Augustine told Timoney that Organized Crime squad officers were being told by investigators for Haak’s attorney, Fred Ambrose, “that Det. Augustine has ties to the mob.”
In his letter, Augustine also told Timoney that he was being accused of kidnapping an Asian woman, who was illegally taken to homicide and beaten.
“I was getting tired of this and I wanted the Commissioner to see for himself,” says Augustine.
Timoney says he did see for himself. Sort of.
“I met with Ambrose,” says Timoney. “We went over [Ambrose’s letter]. There were a whole bunch of issues why he thought it was this guy.”
The “this guy” Timoney referred to was John Lambert, named in Ambrose’s letter as the prime suspect in the Ernest murder.
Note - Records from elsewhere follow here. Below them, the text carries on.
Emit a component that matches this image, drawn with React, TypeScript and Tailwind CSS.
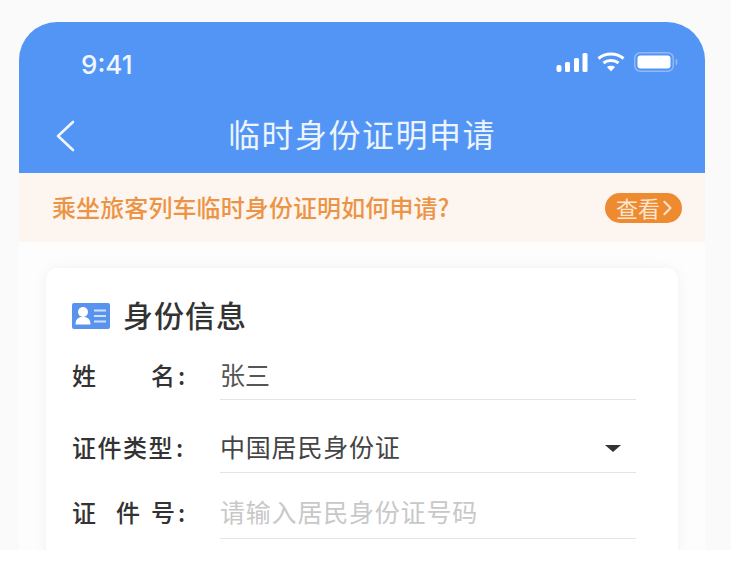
export default function App() {
  const labelCls = "w-[148px] shrink-0 flex items-center text-[24px] leading-none text-[#333333] font-medium whitespace-nowrap";
  const valueCls = "flex-1 h-full border-b border-[#e4e4e4] flex items-center";
  return (
    <div className="w-[731px] h-[584px] bg-white overflow-hidden font-['Noto_Sans_CJK_SC','Liberation_Sans',sans-serif]">
      <div className="h-[550px] bg-[#fafafa] pt-[22px] px-[19px] overflow-hidden">
        <div className="w-[686px] h-[528px] bg-[#fdfdfd] rounded-t-[38px] overflow-hidden flex flex-col">
          <div className="h-[151px] shrink-0 bg-[#5295f5] flex flex-col text-white">
            <div className="h-[85px] flex items-start justify-between pl-[62px] pr-[27px] pt-[28px]">
              <span className="font-['Inter','Liberation_Sans',sans-serif] text-[26px] leading-[30px] font-medium text-[#f0f6fe]">9:41</span>
              <div className="flex items-center gap-[9px] pt-[2px]">
                <svg width="32" height="20" viewBox="0 0 32 20" fill="white">
                  <rect x="0.5" y="13" width="5" height="7" rx="2" />
                  <rect x="9" y="10" width="5" height="10" rx="1.5" />
                  <rect x="18" y="6" width="5" height="14" rx="1.5" />
                  <rect x="26.5" y="1" width="5" height="19" rx="1.5" />
                </svg>
                <svg width="28" height="20" viewBox="0 0 28 20" fill="none" stroke="white" strokeWidth="3">
                  <path d="M1.5 6.5C8.5 0.5 19.5 0.5 26.5 6.5" />
                  <path d="M6.5 11C10.5 7.8 17.5 7.8 21.5 11" />
                  <path d="M14 19.5L10 15C12 13.3 16 13.3 18 15Z" fill="white" stroke="none" />
                </svg>
                <svg width="44" height="20" viewBox="0 0 44 20" fill="none">
                  <rect x="0.75" y="0.75" width="38.5" height="18.5" rx="5.5" stroke="#8fb9f8" strokeWidth="1.5" />
                  <rect x="3.5" y="3.5" width="33" height="13" rx="3" fill="white" />
                  <rect x="41.5" y="7" width="1.8" height="6" rx="0.9" fill="#8fb9f8" />
                </svg>
              </div>
            </div>
            <div className="relative flex items-start justify-center">
              <svg className="absolute left-[34px] top-[12px]" width="24" height="34" viewBox="0 0 24 34" fill="none" stroke="#f0f6fe" strokeWidth="2.6" strokeLinecap="round" strokeLinejoin="round">
                <path d="M20 3L5 17L20 31" />
              </svg>
              <span className="text-[32px] leading-[52px] font-normal tracking-[1.5px] text-[#edf4fe]">临时身份证明申请</span>
            </div>
          </div>
          <div className="h-[69px] shrink-0 bg-[#fdf5f0] flex items-center justify-between pl-[33px] pr-[23px]">
            <span className="text-[24px] leading-none font-medium tracking-[0.1px] pb-[1px] text-[#ec9445]">乘坐旅客列车临时身份证明如何申请?</span>
            <div className="w-[77px] h-[30px] rounded-full bg-[#ee8a30] flex items-center pl-[11px] gap-[2px]">
              <span className="text-[22px] leading-none pb-[2px] text-[#fbe5d2] whitespace-nowrap">查看</span>
              <svg width="10" height="16" viewBox="0 0 10 18" fill="none" stroke="#fbe5d2" strokeWidth="2.2" strokeLinecap="round" strokeLinejoin="round">
                <path d="M2 2L9 9L2 16" />
              </svg>
            </div>
          </div>
          <div className="flex-1 px-[27px] pt-[26px] overflow-hidden">
            <div className="h-[300px] w-[632px] bg-white rounded-[12px] shadow-[0_0_14px_rgba(0,0,0,0.05)] pl-[26px] pr-[42px] pt-[31px]">
              <div className="flex items-center gap-[13px] h-[34px]">
                <svg width="38" height="26" viewBox="0 0 38 26">
                  <rect width="38" height="26" rx="2" fill="#5a93ee" />
                  <circle cx="11" cy="9" r="5" fill="white" />
                  <path d="M3.5 21.5C3.5 15.5 7 14 11 14C15 14 18.5 15.5 18.5 21.5Z" fill="white" />
                  <path d="M22 7.5H34M22 13H34M22 18.5H34" stroke="#cfe0fa" strokeWidth="2" />
                </svg>
                <span className="text-[30px] leading-none font-medium tracking-[1px] pb-[4px] text-[#333333]">身份信息</span>
              </div>
              <div className="flex mt-[19px] h-[48px]">
                <div className={`${labelCls} pb-[3px]`}>
                  <span className="w-[79px]">姓</span><span>名</span><span className="ml-[3px]">:</span>
                </div>
                <div className={valueCls}>
                  <span className="text-[25px] leading-none pb-[3px] text-[#555555]">张三</span>
                </div>
              </div>
              <div className="flex mt-[25px] h-[48px]">
                <div className={`${labelCls} pb-[4px]`}>
                  <span className="tracking-[1.5px]">证件类型</span><span className="ml-[2px]">:</span>
                </div>
                <div className={`${valueCls} justify-between pr-[15px]`}>
                  <span className="text-[25px] leading-none pb-[4px] text-[#444444] tracking-[0.8px]">中国居民身份证</span>
                  <div className="w-0 h-0 border-x-[8px] border-x-transparent border-t-[7px] border-t-[#333333]"></div>
                </div>
              </div>
              <div className="flex mt-[18px] h-[48px]">
                <div className={`${labelCls} pb-[7px]`}>
                  <span className="w-[44px]">证</span><span className="w-[35px]">件</span><span>号</span><span className="ml-[3px]">:</span>
                </div>
                <div className={`${valueCls} pb-[7px]`}>
                  <span className="text-[25px] leading-none text-[#c8c8c8] tracking-[0.8px]">请输入居民身份证号码</span>
                </div>
              </div>
            </div>
          </div>
        </div>
      </div>
    </div>
  );
}
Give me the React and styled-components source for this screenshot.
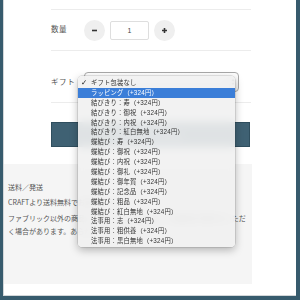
import React from 'react'
import styled, { createGlobalStyle } from 'styled-components'

const GlobalStyle = createGlobalStyle`
  html, body {
    margin: 0;
    padding: 0;
  }
  body {
    background: #375b6d;
    font-family: "Noto Sans CJK JP", "Noto Sans", sans-serif;
  }
`

const Frame = styled.div`
  width: 300px;
  height: 300px;
  box-sizing: border-box;
  padding: 0 4px 4px 3px;
  background: #375b6d;
`

const Page = styled.div`
  position: relative;
  height: 100%;
  box-sizing: border-box;
  background: #fff;
  border-left: 1px solid #d3d7d9;
  border-bottom: 1px solid #d3d7d9;
  padding-top: 9px;
  overflow: hidden;
`

const Form = styled.div`
  margin-left: 47px;
  width: 200px;
`

const Row = styled.div`
  display: flex;
  align-items: center;
  border-bottom: 1px solid #ececec;
  border-top: ${p => (p.$first ? '1px solid #ececec' : 'none')};
  height: ${p => p.$height || 'auto'};
  padding: ${p => p.$pad || '0'};
`

const Label = styled.div`
  width: 33px;
  font-size: 7.5px;
  line-height: 10px;
  letter-spacing: 0.6px;
  color: #555;
  margin-top: ${p => p.$shift || '0'};
`

const Stepper = styled.div`
  display: flex;
  align-items: center;
  gap: 5px;
`

const RoundBtn = styled.div`
  width: 21px;
  height: 21px;
  border-radius: 50%;
  background: #efefef;
  display: flex;
  align-items: center;
  justify-content: center;
`

const QtyInput = styled.div`
  width: 39px;
  height: 19px;
  box-sizing: border-box;
  border: 1px solid #dedede;
  border-radius: 2px;
  display: flex;
  align-items: center;
  justify-content: center;
  font-family: "Liberation Sans", sans-serif;
  font-size: 7px;
  color: #444;
`

const SelectWrap = styled.div`
  position: relative;
  width: 155px;
  height: 20px;
`

const SelectBox = styled.div`
  height: 100%;
  box-sizing: border-box;
  border: 1px solid #a8a8a8;
  border-radius: 4px;
  background: linear-gradient(#ffffff, #f0f0f0);
  display: flex;
  align-items: center;
  justify-content: flex-end;
  padding-right: 3px;
`

const Menu = styled.div`
  position: absolute;
  left: -6px;
  top: 4px;
  width: 157px;
  padding: 2px 0 1px;
  background: rgba(241, 241, 241, 0.9);
  backdrop-filter: blur(5px);
  border-radius: 4px;
  box-shadow: 0 3px 8px rgba(0, 0, 0, 0.28), 0 0 0 0.5px rgba(0, 0, 0, 0.18);
  z-index: 5;
`

const Item = styled.div`
  position: relative;
  height: 9.9px;
  line-height: 9.9px;
  padding-left: 13px;
  font-family: "Liberation Sans", "Noto Sans CJK JP", sans-serif;
  font-size: 6.3px;
  letter-spacing: 0.2px;
  white-space: nowrap;
  color: ${p => (p.$active ? '#fff' : '#333')};
  background: ${p => (p.$active ? '#3b7ed8' : 'transparent')};
`

const Check = styled.span`
  position: absolute;
  left: 3px;
  top: 0;
  font-family: "DejaVu Sans", sans-serif;
  font-size: 7.5px;
  font-weight: bold;
  color: #111;
`

const CartButton = styled.div`
  margin-top: 19px;
  height: 25px;
  width: 199px;
  box-sizing: border-box;
  background: #3f6173;
  border: 1px solid #2f4e5e;
  color: #fff;
  font-size: 8px;
  display: flex;
  align-items: center;
  justify-content: center;
  letter-spacing: 1px;
`

const Info = styled.div`
  margin-top: 17px;
  width: 248px;
  height: 120px;
  box-sizing: border-box;
  background: #f5f5f5;
  padding: 17px 4px 0 4px;
  font-size: 7px;
  line-height: 13px;
  color: #555;
`

const InfoLine = styled.p`
  margin: ${p => p.$gap || '0'} 0 0;
`

const options = [
  'ラッピング（+324円）',
  '結びきり：寿（+324円）',
  '結びきり：御祝（+324円）',
  '結びきり：内祝（+324円）',
  '結びきり：紅白無地（+324円）',
  '蝶結び：寿（+324円）',
  '蝶結び：御祝（+324円）',
  '蝶結び：内祝（+324円）',
  '蝶結び：御礼（+324円）',
  '蝶結び：御年賀（+324円）',
  '蝶結び：記念品（+324円）',
  '蝶結び：粗品（+324円）',
  '蝶結び：紅白無地（+324円）',
  '法事用：志（+324円）',
  '法事用：粗供養（+324円）',
  '法事用：黒白無地（+324円）',
]

const Minus = () => (
  <svg width="7" height="7" viewBox="0 0 7 7">
    <path d="M1 3.5h5" stroke="#333" strokeWidth="1.6" />
  </svg>
)

const Plus = () => (
  <svg width="7" height="7" viewBox="0 0 7 7">
    <path d="M1 3.5h5M3.5 1v5" stroke="#333" strokeWidth="1.6" />
  </svg>
)

const Arrows = () => (
  <svg width="4" height="8" viewBox="0 0 4 8">
    <path d="M0.3 3.2L2 0.8 3.7 3.2zM0.3 4.8L2 7.2 3.7 4.8z" fill="#333" />
  </svg>
)

const App = () => (
  <Frame>
    <GlobalStyle />
    <Page>
      <Form>
        <Row $first $height="40px">
          <Label $shift="-2px">数量</Label>
          <Stepper>
            <RoundBtn><Minus /></RoundBtn>
            <QtyInput>1</QtyInput>
            <RoundBtn><Plus /></RoundBtn>
          </Stepper>
        </Row>
        <Row $pad="21px 0 10px">
          <Label>ギフト</Label>
          <SelectWrap>
            <SelectBox><Arrows /></SelectBox>
            <Menu>
              <Item><Check>✓</Check>ギフト包装なし</Item>
              {options.map((o, i) => (
                <Item key={o} $active={i === 0}>{o}</Item>
              ))}
            </Menu>
          </SelectWrap>
        </Row>
        <CartButton>カートに入れる</CartButton>
      </Form>
      <Info>
        <InfoLine>送料／発送</InfoLine>
        <InfoLine $gap="2px">CRAFTより送料無料でお届けします。</InfoLine>
        <InfoLine $gap="3px">
          ファブリック以外の商品と一緒にご注文の場合は、別途配送手数料をいただ<br />
          く場合があります。あらかじめご了承ください。
        </InfoLine>
      </Info>
    </Page>
  </Frame>
)

export default App
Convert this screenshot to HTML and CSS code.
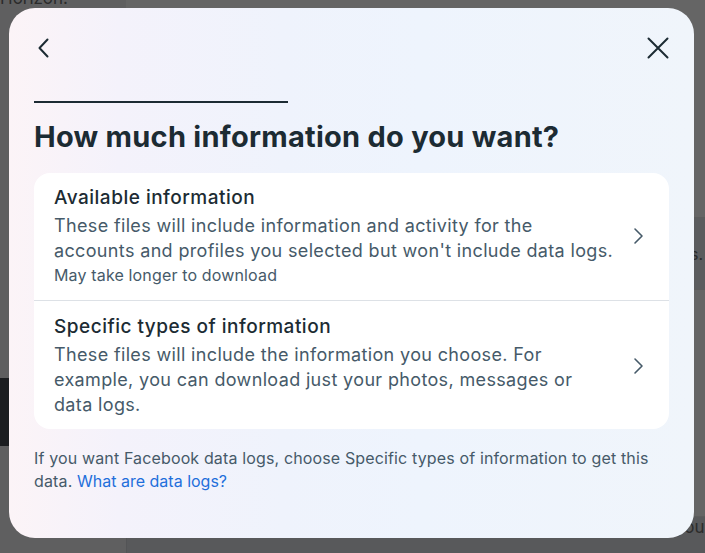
FILE: index.html
```html
<!DOCTYPE html>
<html lang="en">
<head>
<meta charset="utf-8">
<title>How much information do you want?</title>
<link rel="stylesheet" href="styles.css">
</head>
<body>
<div class="backdrop">
  <div class="bg-col bg-col-left">
    <span class="bg-title">Horizon.</span>
    <div class="bg-dark"></div>
  </div>
  <div class="bg-col bg-col-main">
    <div class="bg-row bg-row-a"></div>
    <div class="bg-row bg-row-b"><span class="bg-text">s.</span></div>
    <div class="bg-row bg-row-c"></div>
    <div class="bg-foot"><span class="bg-text">g</span><span class="bg-text">your</span></div>
  </div>
</div>

<div class="modal" role="dialog" aria-labelledby="modal-title">
  <div class="modal-header">
    <button class="icon-btn" aria-label="Back">
      <svg width="24" height="24" viewBox="0 0 24 24" fill="none"><path d="M15.5 3.5 7.5 12l8 8.5" stroke="#1c2b33" stroke-width="2" stroke-linecap="round" stroke-linejoin="round"/></svg>
    </button>
    <button class="icon-btn" aria-label="Close">
      <svg width="24" height="24" viewBox="0 0 24 24" fill="none"><path d="M2.5 2.5l19 19M21.5 2.5l-19 19" stroke="#1c2b33" stroke-width="2" stroke-linecap="round"/></svg>
    </button>
  </div>
  <div class="progress"></div>
  <h1 id="modal-title" class="modal-title">How much information do you want?</h1>

  <div class="card">
    <div class="option option-first">
      <div class="option-text">
        <div class="option-title">Available information</div>
        <div class="option-desc">These files will include information and activity for the<br>accounts and profiles you selected but won't include data logs.</div>
        <div class="option-note">May take longer to download</div>
      </div>
      <svg class="chevron" width="24" height="24" viewBox="0 0 24 24" fill="none"><path d="M9 5l7 7-7 7" stroke="#465a69" stroke-width="1.6" stroke-linecap="round" stroke-linejoin="round"/></svg>
    </div>
    <div class="divider"></div>
    <div class="option option-second">
      <div class="option-text">
        <div class="option-title">Specific types of information</div>
        <div class="option-desc">These files will include the information you choose. For<br>example, you can download just your photos, messages or<br>data logs.</div>
      </div>
      <svg class="chevron" width="24" height="24" viewBox="0 0 24 24" fill="none"><path d="M9 5l7 7-7 7" stroke="#465a69" stroke-width="1.6" stroke-linecap="round" stroke-linejoin="round"/></svg>
    </div>
  </div>

  <p class="footnote">If you want Facebook data logs, choose Specific types of information to get this data. <a href="#" class="link">What are data logs?</a></p>
</div>
</body>
</html>
```

FILE: styles.css
```css
* { box-sizing: border-box; }

html, body {
  margin: 0;
  padding: 0;
  width: 705px;
  height: 553px;
  overflow: hidden;
}

body {
  font-family: Inter, "Noto Sans", Roboto, sans-serif;
  background: #636363;
  position: relative;
}

/* ---------- dimmed page behind the dialog ---------- */
.backdrop {
  display: flex;
  height: 553px;
  color: #2a2a2a;
}

.bg-col { height: 100%; }

.bg-col-left {
  width: 126px;
  background: #5f5f60;
  display: flex;
  flex-direction: column;
}

.bg-title {
  font-size: 17px;
  line-height: 17px;
  margin-top: -10px;
  color: #2b2b2b;
}

.bg-dark {
  margin-top: 371px;
  height: 68px;
  background: #1b1d20;
}

.bg-col-main {
  flex: 1;
  display: flex;
  flex-direction: column;
  background: #656565;
}

.bg-row { border-bottom: 1px solid #5c5c5c; }
.bg-row-a { height: 218px; }
.bg-row-b {
  height: 72px;
  background: #5b5c5e;
  display: flex;
  justify-content: flex-end;
  align-items: center;
  padding-right: 2px;
  font-size: 16px;
}
.bg-row-c { flex: 1; }

.bg-foot {
  height: 36px;
  display: flex;
  justify-content: space-between;
  padding: 0 0 0 355px;
  font-size: 17px;
  color: #2c2c2c;
  margin-right: -6px;
  background: #58595b;
  border-left: 1px solid #535456;
}

/* ---------- dialog ---------- */
.modal {
  position: absolute;
  left: 9px;
  top: 8px;
  width: 685px;
  height: 530px;
  border-radius: 26px;
  padding: 0 25px;
  background: linear-gradient(90deg, #fcf4f7 0%, #f4f2fb 16%, #eff3fc 40%, #eef4fd 60%, #f0f5fb 100%);
  color: #1c2b33;
  overflow: hidden;
}

.modal-header {
  display: flex;
  justify-content: space-between;
  padding-top: 28px;
  margin: 0 -1px 0 -2px;
}

.icon-btn {
  width: 24px;
  height: 24px;
  padding: 0;
  border: 0;
  background: none;
  display: flex;
}

.progress {
  margin-top: 41px;
  width: 254px;
  height: 2px;
  background: #1c2b33;
}

.modal-title {
  margin: 16px 0 0;
  font-size: 29px;
  line-height: 36px;
  font-weight: 700;
  letter-spacing: 0.25px;
  color: #1c2b33;
}

.card {
  margin-top: 18px;
  background: #ffffff;
  border-radius: 16px;
  overflow: hidden;
}

.option {
  display: flex;
  align-items: center;
  gap: 12px;
  padding: 13px 19px 15px 20px;
}

.option-second { padding: 14px 19px 12px 20px; }

.option-text { flex: 1; min-width: 0; }

.option-title {
  font-size: 19px;
  line-height: 24px;
  font-weight: 500;
  letter-spacing: 0.5px;
  color: #1c2b33;
}

.option-desc {
  margin-top: 3px;
  font-size: 18px;
  line-height: 25px;
  letter-spacing: 0.35px;
  white-space: nowrap;
  color: #465a69;
}

.option-note {
  margin-top: 2px;
  font-size: 16px;
  line-height: 20px;
  letter-spacing: 0.15px;
  color: #465a69;
}

.chevron { flex: none; }

.divider {
  height: 1px;
  background: #dde1e6;
}

.footnote {
  margin: 18px 0 0;
  font-size: 16px;
  line-height: 23px;
  letter-spacing: 0.14px;
  color: #465a69;
}

.link {
  color: #1f6fdb;
  text-decoration: none;
  letter-spacing: 0;
}
```
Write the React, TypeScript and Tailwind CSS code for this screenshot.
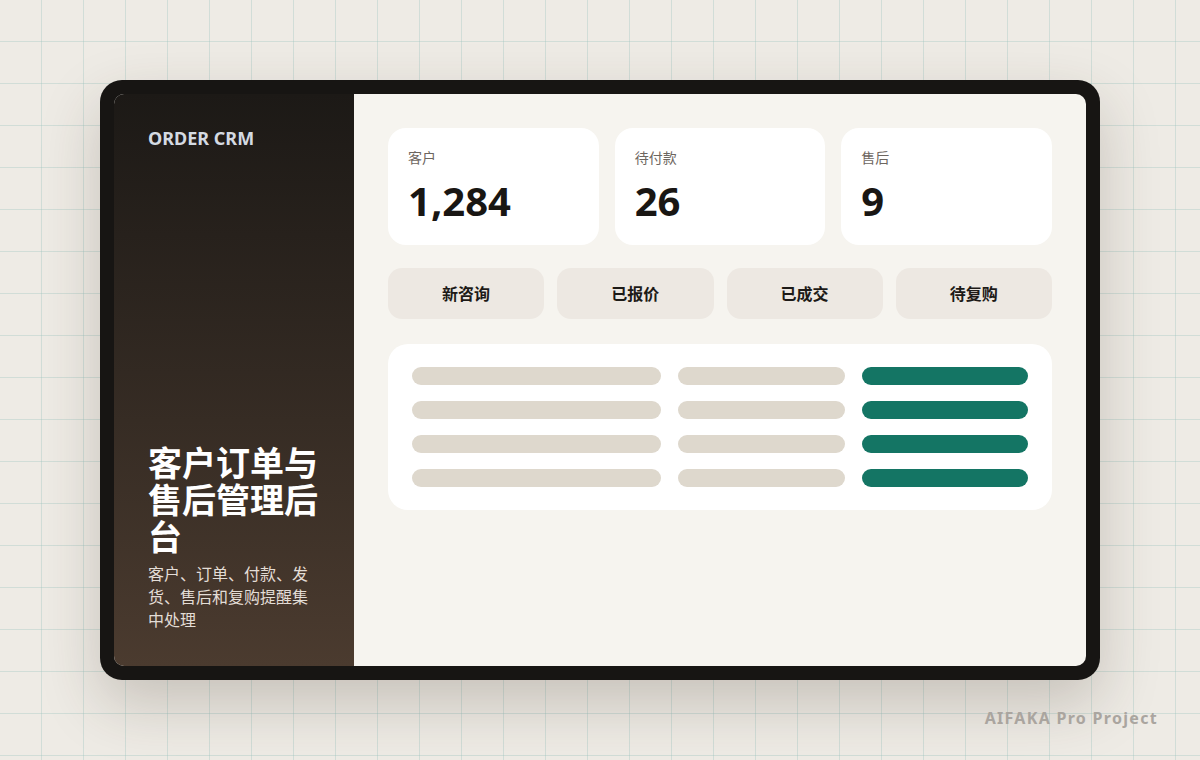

Timoney says he agreed to meet with Ambrose as long as it was kept “super secret.”
That was not to be.
“It was all supposed to be hush-hush,” Timoney says. “Three days later [Ambrose] is in front of cameras. What is this guy, crazy? We were going to do this super secret and he went behind our backs.”
Timoney says he gave the letter “to detectives to look at.”
They found that the information contained in Ambrose’s letter “did not pan out,” Timoney says.
Ambrose says it was Timoney who broke the confidentiality agreement by inviting members of the City Solicitor’s Office to the meeting.
“When the meeting was set up, it was supposed to be he and I and my investigator,” says Ambrose. “Instead, I was surrounded, like cowboys of old by Indians. If there was any breach of a secret meeting, it was by [Timoney] and his staff, not me.”
Augustine, who admits that he is risking his career by talking, says he is not angry that his fellow detectives won’t speak out on his behalf.
“They are abiding by what the police department said” about not talking to the press, says Augustine. “No one is talking. But see, they didn’t get their dick kicked in. I’m the one that got my dick kicked in.”
Augustine, who often refers to himself in the third person as “Tombo” and keeps a scrapbook of his many commendations, citations and mentions in local newspapers, says he regrets not talking to the press sooner about the Ernest investigation.
He’s had plenty to talk about.
“You know what this has done to me?” Augustine asks. “This has positively ruined me. How can I go to court and testify now?”
After the Ernest case, Augustine—who earned a reputation as a hardworking, honest detective who could get the toughest confessions—was reassigned to the fugitive squad. Lately, he’s been tracking down who killed the infamous Boy In The Box. Still, as enjoyable as that case has been, Augustine says he’d much rather do what he does best—investigate current homicides.
Sam Malat, Wise’s attorney, says the reassignment was a demotion.
Augustine laughs.
“That’s a demotion?” he asks, rhetorically. “I drive a 1999 car. I have a cell phone. I don’t do shift work. I’m home on weekends. Yeah, that’s some special demotion.”